An overheating computer processor representing the limits of human working memory.

Working memory is your mental RAM—it’s where active thinking happens. But it’s tiny. Research suggests humans can only hold about 4-7 items in working memory at once.

When you try to use working memory for storage (“Don’t forget to buy milk, call dentist, reply to email, fix printer…”), you’re asking a sports car to haul lumber. The system wasn’t designed for it.

Every uncaptured commitment creates what David Allen calls an “open loop”—an incomplete cycle that your brain keeps flagging as important. These loops run in the background constantly, draining cognitive energy even when you’re not consciously thinking about them.

The result? Mental overheating.

You feel overwhelmed not because you have too much to do, but because you’re trying to hold too much in your head.

For neurodivergent brains, this “holding” causes paralysis. If you struggle with focus, read how the GTD for ADHD method adapts this step.

The Mind Sweep solves this by moving everything from working memory to external storage. Once your brain knows the task is captured in a trusted system, it stops nagging you about it.

The relief is immediate.

The Toolkit: Paper vs. Digital

Before we start, you need a capture tool.

Here’s my strong opinion: Use paper for your first Mind Sweep.

Why paper works better:

  • No notifications to distract you
  • No temptation to organize as you go
  • Writing by hand creates a kinetic connection that helps surface buried thoughts
  • You can scribble, cross out, and make a mess without worrying about formatting

What you need:

  • Blank paper (notebook, loose sheets, legal pad—doesn’t matter)
  • Pen that writes smoothly
  • 30 minutes of uninterrupted time
  • Somewhere quiet

If you absolutely must use digital, keep it brutally simple. Use:

  • Notes app (Apple Notes, Google Keep, Simplenote)
  • Voice recorder (speak your thoughts, transcribe later)
  • Plain text document

Don’t use Todoist, OmniFocus, Notion, or any complex project manager during the sweep.
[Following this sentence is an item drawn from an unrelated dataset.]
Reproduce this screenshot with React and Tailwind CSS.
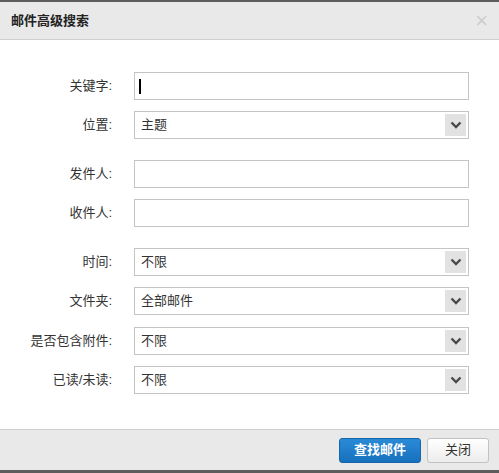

These tools have too many features. You’ll get distracted deciding which project bucket to put things in or what tags to use.

If you insist on digital, don’t use a complex project manager yet. Use a simple capture tool from our comparison of note-taking apps and task managers.

The tool doesn’t matter. What matters is zero friction between thought and capture.

The 3-Step Guided Process

Set a timer for 30 minutes. Put your phone on airplane mode. Close the door.

Let’s clear your mental RAM.

Step 1: The “No Filtering” Rule

A fountain pen releasing a chaotic stream of symbols onto paper, symbolizing an unfiltered brain dump.

This is the most important rule of the Mind Sweep: Write everything down exactly as it comes to you, with zero filtering.

Don’t evaluate if it’s important. Don’t decide if it’s actionable. Don’t judge if it’s realistic. Just write.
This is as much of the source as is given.